The Tucks and Winnie have to get Mae out of jail, or the whole world will discover the secret the the Tucks and Mae hold. They come up with a plan, but will they get her out? Read this great book to find out what happens next.
I would recommend this book for ages eleven and older, because it is very hard to understand at times. I think this book is good because it is exciting and adventurous.
on July 3, 2015
After seeing the movie, "Tuck Everlasting," I immediately wanted to read the book...a lifelong habit of mine. Natalie Babbitt does an excellent job of creating a marvelous story that draws the reader in on the first page and keeps providing simple yet beautifully descriptive paragraphs to pull the reader eagerly from page to page.
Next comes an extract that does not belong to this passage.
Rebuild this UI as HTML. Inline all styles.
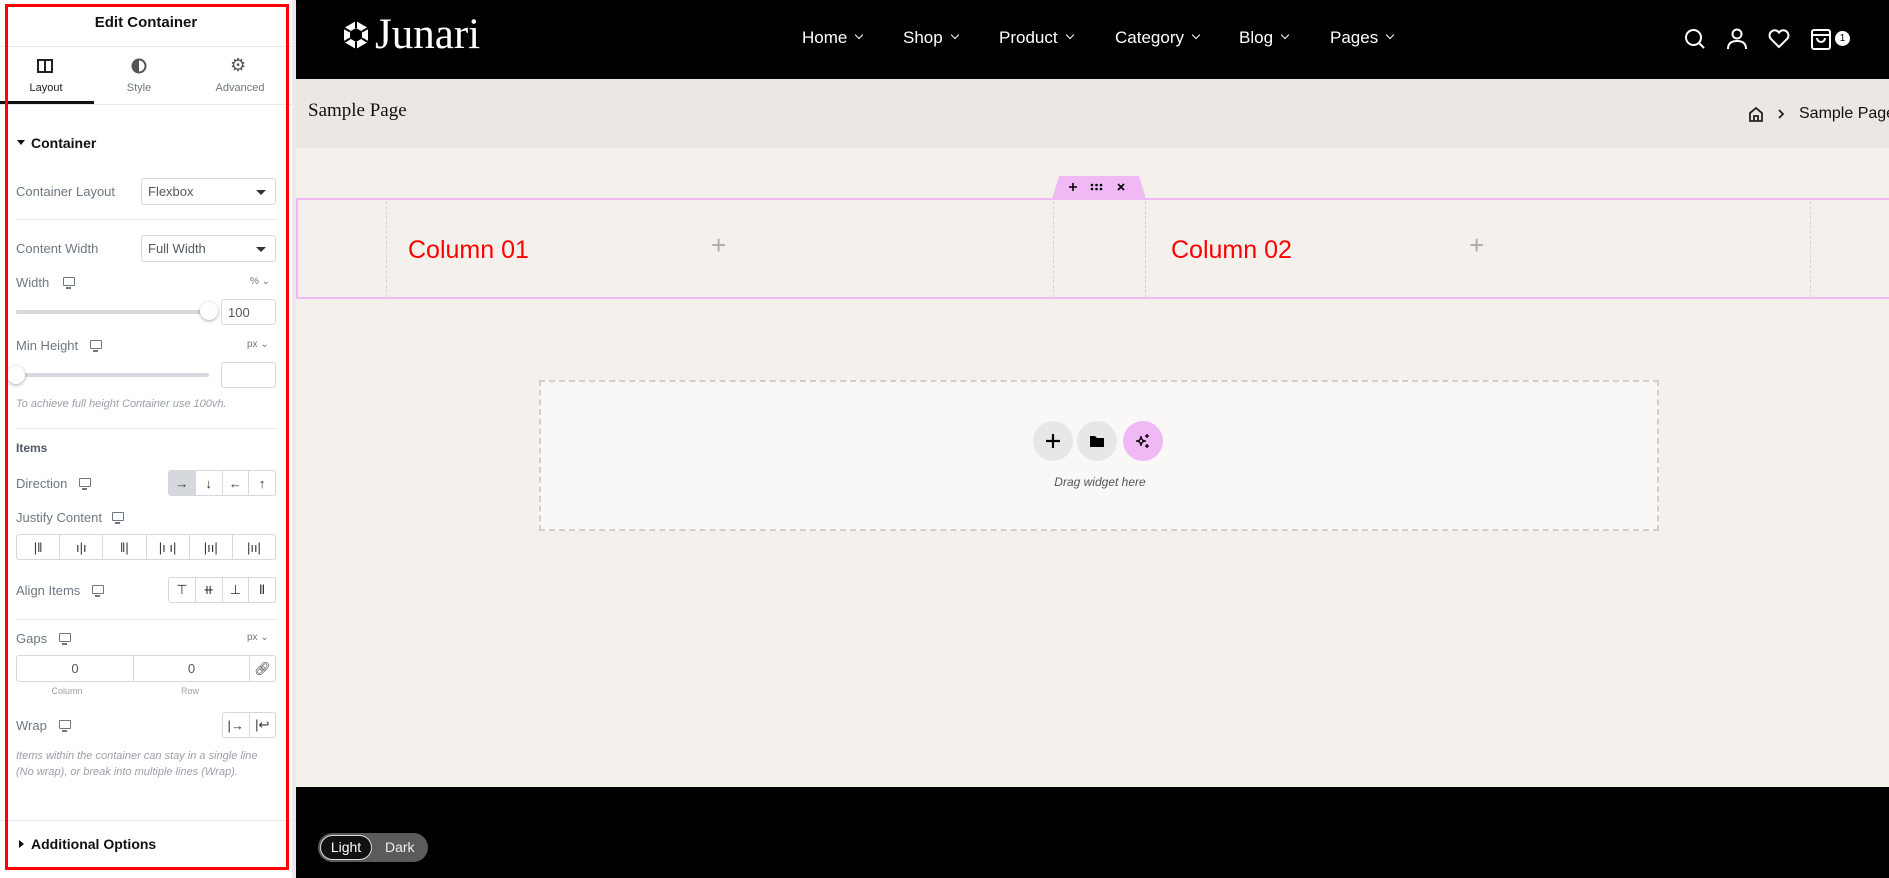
<!DOCTYPE html>
<html><head><meta charset="utf-8"><style>
*{box-sizing:border-box;margin:0;padding:0}
body{width:1889px;height:878px;overflow:hidden;position:relative;background:#f4f1ed;font-family:"Liberation Sans",sans-serif}
.a{position:absolute;white-space:nowrap}
#panel{left:0;top:0;width:292px;height:878px;background:#fff}
#gut{left:292px;top:0;width:4px;height:878px;background:#eceae8}
.red{left:5px;top:4px;width:284px;height:866px;border:3px solid #f00}
.lbl{font-size:13px;color:#6d7882}
.ln{height:1px;background:#e6e8ea;left:16px;width:260px}
.sel{border:1px solid #d5d8dc;border-radius:3px;font-size:13px;color:#515962;padding:5px 6px;background:#fff}
.sel:after{content:"";position:absolute;right:9px;top:11px;border:5px solid transparent;border-top:5px solid #333;border-bottom:0}
.inp{border:1px solid #d5d8dc;border-radius:3px;font-size:13px;color:#515962;background:#fff}
.grp{display:flex;border:1px solid #d5d8dc;border-radius:3px;overflow:hidden;background:#fff}
.grp div{flex:1;border-left:1px solid #d5d8dc;display:flex;align-items:center;justify-content:center;font-size:13px;color:#333}
.grp div:first-child{border-left:0}
.mon{width:12px;height:9px;border:1.5px solid #6d7882;border-radius:1px}
.mon:after{content:"";position:absolute;left:2px;top:9px;width:5px;height:1.5px;background:#6d7882}
.it{font-style:italic;font-size:11px;color:#9aa0a6}
.nav{color:#fff;font-size:17px;top:28px}
.nav:after{content:"";display:inline-block;width:5px;height:5px;border-right:1.6px solid #fff;border-bottom:1.6px solid #fff;transform:rotate(45deg);margin-left:9px;position:relative;top:-5px}
.dash{border-left:1px dashed #d2d2d2;top:201px;height:97px}
.col{color:#f00;font-size:25px;top:236px}
.plus{color:#a9abae;font-size:26px;top:230px}
.circ{width:40px;height:40px;border-radius:50%;background:#e6e7e8;top:421px;display:flex;align-items:center;justify-content:center}
</style></head><body>
<div class="a" id="panel"></div><div class="a" id="gut"></div>
<div class="a" style="left:0;top:14px;width:292px;text-align:center;font-weight:bold;font-size:15px;color:#111">Edit Container</div>
<div class="a" style="left:0;top:46px;width:292px;height:1px;background:#e6e8ea"></div>
<svg class="a" style="left:37px;top:59px" width="16" height="14"><rect x="1" y="1" width="14" height="12" fill="none" stroke="#222" stroke-width="2"/><line x1="8" y1="1" x2="8" y2="13" stroke="#222" stroke-width="2"/></svg>
<div class="a" style="left:0;top:82px;width:92px;text-align:center;font-size:11px;color:#222">Layout</div>
<svg class="a" style="left:131px;top:58px" width="16" height="16"><circle cx="8" cy="8" r="6.5" fill="none" stroke="#555" stroke-width="2"/><path d="M8 1.5A6.5 6.5 0 0 0 8 14.5Z" fill="#555"/></svg>
<div class="a" style="left:93px;top:82px;width:92px;text-align:center;font-size:11px;color:#6d7882">Style</div>
<div class="a" style="left:230px;top:55px;font-size:18px;color:#555">⚙</div>
<div class="a" style="left:195px;top:82px;width:90px;text-align:center;font-size:11px;color:#6d7882">Advanced</div>
<div class="a" style="left:0;top:101px;width:94px;height:3px;background:#111"></div>
<div class="a" style="left:0;top:104px;width:292px;height:1px;background:#e6e8ea"></div>
<div class="a" style="left:17px;top:140px;border:4px solid transparent;border-top:5px solid #111;border-bottom:0"></div>
<div class="a" style="left:31px;top:135px;font-weight:bold;font-size:14px;color:#111">Container</div>
<div class="a lbl" style="left:16px;top:184px">Container Layout</div>
<div class="a sel" style="left:141px;top:178px;width:135px;height:27px">Flexbox</div>
<div class="a ln" style="top:219px"></div>
<div class="a lbl" style="left:16px;top:241px">Content Width</div>
<div class="a sel" style="left:141px;top:235px;width:135px;height:27px">Full Width</div>
<div class="a lbl" style="left:16px;top:275px">Width</div><div class="a mon" style="left:63px;top:277px"></div>
<div class="a" style="left:250px;top:276px;font-size:10px;color:#6d7882">%&nbsp;⌄</div>
<div class="a" style="left:16px;top:310px;width:195px;height:4px;background:#d5d8dc;border-radius:2px"></div>
<div class="a" style="left:200px;top:302px;width:18px;height:18px;border-radius:50%;background:#fff;box-shadow:0 1px 3px rgba(0,0,0,.35)"></div>
<div class="a inp" style="left:221px;top:299px;width:55px;height:26px;padding:5px 6px">100</div>
<div class="a lbl" style="left:16px;top:338px">Min Height</div><div class="a mon" style="left:90px;top:340px"></div>
<div class="a" style="left:247px;top:339px;font-size:10px;color:#6d7882">px&nbsp;⌄</div>
<div class="a" style="left:16px;top:373px;width:193px;height:4px;background:#d5d8dc;border-radius:2px"></div>
<div class="a" style="left:7px;top:366px;width:18px;height:18px;border-radius:50%;background:#fff;box-shadow:0 1px 3px rgba(0,0,0,.35)"></div>
<div class="a inp" style="left:221px;top:362px;width:55px;height:26px"></div>
<div class="a it" style="left:16px;top:398px">To achieve full height Container use 100vh.</div>
<div class="a ln" style="top:428px"></div>
<div class="a" style="left:16px;top:441px;font-size:12px;font-weight:bold;color:#515962">Items</div>
<div class="a lbl" style="left:16px;top:476px">Direction</div><div class="a mon" style="left:79px;top:478px"></div>
<div class="a grp" style="left:168px;top:470px;width:108px;height:26px"><div style="background:#d5d8dc">→</div><div>↓</div><div>←</div><div>↑</div></div>
<div class="a lbl" style="left:16px;top:510px">Justify Content</div><div class="a mon" style="left:112px;top:512px"></div>
<div class="a grp" style="left:16px;top:534px;width:260px;height:26px;font-size:10px"><div>|‖</div><div>ı|ı</div><div>‖|</div><div>|ı ı|</div><div>|ıı|</div><div>|ıı|</div></div>
<div class="a lbl" style="left:16px;top:583px">Align Items</div><div class="a mon" style="left:92px;top:585px"></div>
<div class="a grp" style="left:168px;top:577px;width:108px;height:26px"><div>⊤</div><div>⧺</div><div>⊥</div><div>Ⅱ</div></div>
<div class="a ln" style="top:619px"></div>
<div class="a lbl" style="left:16px;top:631px">Gaps</div><div class="a mon" style="left:59px;top:633px"></div>
<div class="a" style="left:247px;top:632px;font-size:10px;color:#6d7882">px&nbsp;⌄</div>
<div class="a grp" style="left:16px;top:655px;width:260px;height:27px"><div style="flex:0 0 116px;color:#515962">0</div><div style="flex:0 0 116px;color:#515962">0</div><div>🔗︎</div></div>
<div class="a" style="left:40px;top:686px;width:54px;text-align:center;font-size:9px;color:#9aa0a6">Column</div>
<div class="a" style="left:163px;top:686px;width:54px;text-align:center;font-size:9px;color:#9aa0a6">Row</div>
<div class="a lbl" style="left:16px;top:718px">Wrap</div><div class="a mon" style="left:59px;top:720px"></div>
<div class="a grp" style="left:222px;top:712px;width:54px;height:26px"><div>|→</div><div>|↩</div></div>
<div class="a it" style="left:16px;top:748px;line-height:16px">Items within the container can stay in a single line<br>(No wrap), or break into multiple lines (Wrap).</div>
<div class="a" style="left:0;top:820px;width:292px;height:1px;background:#e6e8ea"></div>
<div class="a" style="left:19px;top:840px;border:4px solid transparent;border-left:5px solid #111;border-right:0"></div>
<div class="a" style="left:31px;top:836px;font-weight:bold;font-size:14px;color:#111">Additional Options</div>
<div class="a red"></div>
<!-- header -->
<div class="a" style="left:296px;top:0;width:1593px;height:79px;background:#000"></div>
<svg class="a" style="left:342px;top:20px" width="28" height="30" viewBox="0 0 28 30"><polygon points="14,1 26,8 26,22 14,29 2,22 2,8" fill="#fff"/><polygon points="14,8 20,11.5 20,18.5 14,22 8,18.5 8,11.5" fill="#000"/><path d="M14 1V8M26 8L20 11.5M26 22L20 18.5M14 29V22M2 22L8 18.5M2 8L8 11.5" stroke="#000" stroke-width="2"/></svg>
<div class="a" style="left:375px;top:10px;font-family:'Liberation Serif',serif;font-size:43px;color:#fff">Junari</div>
<div class="a nav" style="left:802px">Home</div><div class="a nav" style="left:903px">Shop</div><div class="a nav" style="left:999px">Product</div><div class="a nav" style="left:1115px">Category</div><div class="a nav" style="left:1239px">Blog</div><div class="a nav" style="left:1330px">Pages</div>
<svg class="a" style="left:1684px;top:28px" width="22" height="22" fill="none" stroke="#fff" stroke-width="2"><circle cx="9.5" cy="9.5" r="7.5"/><path d="M15 15l5 5"/></svg>
<svg class="a" style="left:1727px;top:28px" width="20" height="22" fill="none" stroke="#fff" stroke-width="2"><circle cx="10" cy="6" r="4.5"/><path d="M1 21c0-6 4-8 9-8s9 2 9 8"/></svg>
<svg class="a" style="left:1768px;top:29px" width="22" height="20" fill="none" stroke="#fff" stroke-width="2"><path d="M11 18L2.5 9.5A5 5 0 0 1 11 3.5A5 5 0 0 1 19.5 9.5Z"/></svg>
<svg class="a" style="left:1811px;top:28px" width="20" height="22" fill="none" stroke="#fff" stroke-width="2"><rect x="1" y="2" width="18" height="19" rx="2"/><path d="M1 7h18M6 10a4 4 0 0 0 8 0"/></svg>
<div class="a" style="left:1835px;top:31px;width:15px;height:15px;border-radius:50%;background:#fff;color:#000;font-size:10px;text-align:center;line-height:15px">1</div>
<!-- breadcrumb -->
<div class="a" style="left:296px;top:79px;width:1593px;height:69px;background:#ebe8e4"></div>
<div class="a" style="left:308px;top:100px;font-family:'Liberation Serif',serif;font-size:19px;color:#111">Sample Page</div>
<svg class="a" style="left:1748px;top:106px" width="16" height="16" fill="none" stroke="#222" stroke-width="1.8"><path d="M2 7L8 2l6 5v8H2Z M6 15v-5h4v5"/></svg>
<svg class="a" style="left:1777px;top:108px" width="8" height="12" fill="none" stroke="#222" stroke-width="1.8"><path d="M2 2l4 4-4 4"/></svg>
<div class="a" style="left:1799px;top:105px;font-size:16px;color:#111">Sample Page</div>
<!-- container -->
<div class="a" style="left:296px;top:198px;width:1593px;height:101px;border-top:2px solid #f0b8f5;border-bottom:2px solid #f0b8f5;border-left:2px solid #f0b8f5"></div>
<svg class="a" style="left:1052px;top:176px" width="94" height="23"><path d="M7 0H87L94 23H0Z" fill="#f0b8f5"/><path d="M17 11h8M21 7v8" stroke="#000" stroke-width="1.6"/><g fill="#000"><circle cx="40" cy="9" r="1.3"/><circle cx="44.5" cy="9" r="1.3"/><circle cx="49" cy="9" r="1.3"/><circle cx="40" cy="13" r="1.3"/><circle cx="44.5" cy="13" r="1.3"/><circle cx="49" cy="13" r="1.3"/></g><path d="M66 8l6 6M72 8l-6 6" stroke="#000" stroke-width="1.6"/></svg>
<div class="a dash" style="left:386px"></div><div class="a dash" style="left:1053px"></div><div class="a dash" style="left:1145px"></div><div class="a dash" style="left:1810px"></div>
<div class="a col" style="left:408px">Column 01</div><div class="a plus" style="left:711px">+</div>
<div class="a col" style="left:1171px">Column 02</div><div class="a plus" style="left:1469px">+</div>
<!-- drop zone -->
<div class="a" style="left:539px;top:380px;width:1120px;height:151px;border:2px dashed #d0d0d0;background:#f9f8f6"></div>
<div class="a circ" style="left:1033px"><svg width="16" height="16"><path d="M8 1v14M1 8h14" stroke="#000" stroke-width="2.2"/></svg></div>
<div class="a circ" style="left:1077px"><svg width="16" height="14"><path d="M1 2h5l2 2h7v9H1Z" fill="#000"/></svg></div>
<div class="a circ" style="left:1123px;background:#f0b8f5"><svg width="18" height="18"><path d="M7 4Q7 9 2 9Q7 9 7 14Q7 9 12 9Q7 9 7 4Z" fill="none" stroke="#000" stroke-width="1.3"/><path d="M13 2v4M11 4h4M13 12v4M11 14h4" stroke="#000" stroke-width="1.3"/></svg></div>
<div class="a" style="left:1000px;top:475px;width:200px;text-align:center;font-style:italic;font-size:12px;color:#555">Drag widget here</div>
<!-- footer -->
<div class="a" style="left:296px;top:787px;width:1593px;height:91px;background:#000"></div>
<div class="a" style="left:318px;top:833px;width:110px;height:29px;border-radius:15px;background:#5b5b5b"></div>
<div class="a" style="left:320px;top:835px;width:52px;height:25px;border-radius:13px;background:#111;border:1.5px solid #ddd;color:#fff;font-size:14px;text-align:center;line-height:22px">Light</div>
<div class="a" style="left:385px;top:839px;color:#eee;font-size:14px">Dark</div>
</body></html>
The main character, a young lady of only eleven (a few years older in the movie) living a sheltered, privileged, and tightly controlled life behind an iron fence, yearns to experience the world outside her gate. The woods next door belong to her father, so what harm could come to her there? Winifred makes a marvelous discovery and encounters an unusual family that provides her more affection and freedom in a short time than she previously experienced in her entire life. Her family fears she has been kidnapped, and encouraged by a mystery man, who wants possession of the woods in exchange for leading them to their daughter, discover Winifred and the family sheltering her. The mystery of what is hidden in the woods, and the unusual family's predicament supply the tension and the crux of the story. The reader is forced to consider one of the biggest of life's questions. As the old saying goes: "Be careful what you wish for; you just might get it.". What decision will Winnie make? What are the consequences of what seems a magical solution that many seek through the ages? Why is the mystery man so determined to gain possession of the woods and why does the Tuck family risk exposure to assure he does not? This is a charming, delightful story that provokes deep consideration. I recommend "Tuck Everlasting" to readers looking for beautiful writing and a story that transcends the page to probe deep into the reader's psyche. I look forward to reading more of Natalie Babbitt's work.